Abstract

This article explores esoteric identities and cultures in the British Parliamentary Labour Party c1929–51. The historiography of the Labour Party has tended to overemphasize the one-dimensional nature of ideological affiliation and identity amongst Labour Members of Parliament in this period along the lines of a rather simplistic left/right dichotomy. Moreover, some historians have suggested that after 1918 particular socialist traditions and currents had become marginalized or dissolved once the party had developed a clearly defined constitution and the experience of political power. The argument presented here is that a range of esoteric identities remained a feature of labour culture through to the general election of 1951 and beyond. Three currents highlight the complexity and fluidity of specific strands of labour/socialist identity; in particular, spiritualism, theosophy and belief in the supernormal and the fantastic.
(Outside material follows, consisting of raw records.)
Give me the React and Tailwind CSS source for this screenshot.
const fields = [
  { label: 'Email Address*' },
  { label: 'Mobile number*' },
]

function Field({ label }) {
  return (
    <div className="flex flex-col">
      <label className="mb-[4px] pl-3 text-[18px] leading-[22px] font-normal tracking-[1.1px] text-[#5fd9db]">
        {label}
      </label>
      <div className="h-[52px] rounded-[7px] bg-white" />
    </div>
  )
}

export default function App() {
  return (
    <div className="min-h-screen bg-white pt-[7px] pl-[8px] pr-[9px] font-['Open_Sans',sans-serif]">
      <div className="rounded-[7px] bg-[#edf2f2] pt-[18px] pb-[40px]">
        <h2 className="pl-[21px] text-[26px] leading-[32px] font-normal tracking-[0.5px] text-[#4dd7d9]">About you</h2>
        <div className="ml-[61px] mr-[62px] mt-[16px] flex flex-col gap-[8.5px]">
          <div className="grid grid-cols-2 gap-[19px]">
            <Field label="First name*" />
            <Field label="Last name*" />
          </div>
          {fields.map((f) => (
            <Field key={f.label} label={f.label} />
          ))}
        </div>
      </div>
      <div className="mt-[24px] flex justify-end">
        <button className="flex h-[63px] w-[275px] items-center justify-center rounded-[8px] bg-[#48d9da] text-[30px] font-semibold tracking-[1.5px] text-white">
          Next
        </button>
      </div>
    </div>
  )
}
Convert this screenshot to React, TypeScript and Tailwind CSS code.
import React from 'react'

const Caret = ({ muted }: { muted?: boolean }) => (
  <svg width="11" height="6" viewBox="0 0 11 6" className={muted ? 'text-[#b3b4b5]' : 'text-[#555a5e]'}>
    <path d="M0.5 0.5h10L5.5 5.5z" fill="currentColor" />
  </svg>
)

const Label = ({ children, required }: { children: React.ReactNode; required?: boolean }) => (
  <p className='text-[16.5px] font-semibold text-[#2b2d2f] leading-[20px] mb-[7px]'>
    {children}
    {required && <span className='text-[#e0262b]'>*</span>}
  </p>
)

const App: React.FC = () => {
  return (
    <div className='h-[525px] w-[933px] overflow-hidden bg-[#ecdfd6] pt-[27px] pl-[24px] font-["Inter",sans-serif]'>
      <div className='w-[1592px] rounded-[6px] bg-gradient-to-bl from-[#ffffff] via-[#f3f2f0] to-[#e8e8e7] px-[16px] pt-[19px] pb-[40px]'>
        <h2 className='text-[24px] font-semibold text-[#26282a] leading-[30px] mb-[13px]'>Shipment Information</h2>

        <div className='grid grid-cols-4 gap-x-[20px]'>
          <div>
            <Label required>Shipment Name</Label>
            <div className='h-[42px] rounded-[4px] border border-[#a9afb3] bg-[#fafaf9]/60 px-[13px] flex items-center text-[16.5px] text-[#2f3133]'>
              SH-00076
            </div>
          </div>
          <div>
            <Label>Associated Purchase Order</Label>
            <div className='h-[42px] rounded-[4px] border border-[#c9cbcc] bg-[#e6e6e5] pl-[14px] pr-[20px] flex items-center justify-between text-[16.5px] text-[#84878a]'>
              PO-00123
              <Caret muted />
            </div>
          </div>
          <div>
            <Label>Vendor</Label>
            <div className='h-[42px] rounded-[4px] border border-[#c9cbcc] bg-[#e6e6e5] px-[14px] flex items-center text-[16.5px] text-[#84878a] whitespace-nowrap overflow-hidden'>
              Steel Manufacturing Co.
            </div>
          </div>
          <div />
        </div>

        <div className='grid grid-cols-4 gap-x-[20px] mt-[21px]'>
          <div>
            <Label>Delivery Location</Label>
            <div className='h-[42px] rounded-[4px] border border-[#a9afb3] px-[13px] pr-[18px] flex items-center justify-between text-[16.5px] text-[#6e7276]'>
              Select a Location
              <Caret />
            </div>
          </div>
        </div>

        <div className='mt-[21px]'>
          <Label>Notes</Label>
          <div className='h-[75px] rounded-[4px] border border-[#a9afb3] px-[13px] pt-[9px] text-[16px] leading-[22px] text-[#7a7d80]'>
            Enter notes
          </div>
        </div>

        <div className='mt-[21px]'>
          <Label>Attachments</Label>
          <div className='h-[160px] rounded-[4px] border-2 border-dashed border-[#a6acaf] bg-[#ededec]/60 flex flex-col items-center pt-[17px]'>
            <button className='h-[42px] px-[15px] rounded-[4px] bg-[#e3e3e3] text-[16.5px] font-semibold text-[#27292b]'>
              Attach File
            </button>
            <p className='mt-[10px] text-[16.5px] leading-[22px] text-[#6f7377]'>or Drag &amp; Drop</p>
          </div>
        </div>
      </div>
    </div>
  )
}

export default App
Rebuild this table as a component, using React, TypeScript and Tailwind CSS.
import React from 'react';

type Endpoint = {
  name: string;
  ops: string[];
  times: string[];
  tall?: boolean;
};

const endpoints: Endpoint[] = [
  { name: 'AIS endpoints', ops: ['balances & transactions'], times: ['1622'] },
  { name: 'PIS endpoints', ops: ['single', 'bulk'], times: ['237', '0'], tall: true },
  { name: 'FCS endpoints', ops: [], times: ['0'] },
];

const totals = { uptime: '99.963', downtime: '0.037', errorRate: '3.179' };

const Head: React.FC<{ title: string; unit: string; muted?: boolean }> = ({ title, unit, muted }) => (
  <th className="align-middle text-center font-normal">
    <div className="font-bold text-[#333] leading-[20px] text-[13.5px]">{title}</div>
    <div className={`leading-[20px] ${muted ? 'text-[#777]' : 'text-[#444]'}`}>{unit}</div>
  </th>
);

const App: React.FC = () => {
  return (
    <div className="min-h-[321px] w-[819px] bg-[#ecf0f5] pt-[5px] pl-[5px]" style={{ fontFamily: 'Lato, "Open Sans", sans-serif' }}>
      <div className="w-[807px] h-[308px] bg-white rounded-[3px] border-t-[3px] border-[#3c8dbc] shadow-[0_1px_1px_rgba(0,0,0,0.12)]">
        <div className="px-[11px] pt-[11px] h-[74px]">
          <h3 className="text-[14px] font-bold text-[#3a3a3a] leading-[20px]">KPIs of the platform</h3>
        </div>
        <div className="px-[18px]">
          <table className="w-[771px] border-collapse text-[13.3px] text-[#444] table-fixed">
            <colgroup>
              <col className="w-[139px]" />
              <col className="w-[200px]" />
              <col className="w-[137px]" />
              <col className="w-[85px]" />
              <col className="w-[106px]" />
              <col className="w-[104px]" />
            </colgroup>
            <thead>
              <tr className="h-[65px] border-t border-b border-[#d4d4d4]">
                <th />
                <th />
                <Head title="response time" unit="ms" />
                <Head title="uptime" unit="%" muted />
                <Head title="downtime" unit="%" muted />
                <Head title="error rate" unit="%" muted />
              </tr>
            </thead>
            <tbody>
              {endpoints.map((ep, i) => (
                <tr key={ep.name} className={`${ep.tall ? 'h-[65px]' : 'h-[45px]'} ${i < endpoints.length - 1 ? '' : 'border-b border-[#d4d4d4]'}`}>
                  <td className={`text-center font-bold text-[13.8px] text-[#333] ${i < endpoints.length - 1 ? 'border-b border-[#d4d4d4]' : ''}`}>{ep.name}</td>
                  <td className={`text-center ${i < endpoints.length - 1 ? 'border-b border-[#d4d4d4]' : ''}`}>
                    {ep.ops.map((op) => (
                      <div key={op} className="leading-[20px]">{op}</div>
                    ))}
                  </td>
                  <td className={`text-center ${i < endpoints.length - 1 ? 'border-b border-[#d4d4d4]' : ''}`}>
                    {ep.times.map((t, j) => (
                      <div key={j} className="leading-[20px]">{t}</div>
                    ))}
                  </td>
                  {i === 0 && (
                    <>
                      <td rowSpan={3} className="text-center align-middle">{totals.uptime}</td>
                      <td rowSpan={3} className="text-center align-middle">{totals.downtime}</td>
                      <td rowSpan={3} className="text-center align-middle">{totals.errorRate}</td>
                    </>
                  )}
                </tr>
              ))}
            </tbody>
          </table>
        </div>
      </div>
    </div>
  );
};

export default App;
Spiritualism and esotericism attracted a range of Labour MPs and shaped their reaction to contemporary political problems and the purpose and direction of working-class politics. An examination of such individuals and beliefs raises some new questions and challenges existing assumptions relating to labour identities in mid-twentieth century Britain. Socialist spiritualists, ghost hunters, and theosophists viewed political identity, mobilization and practice as an activity that drew as much on the personal, the spiritual and ‘other-worldly’ as it did on the economic, social and material basis of society.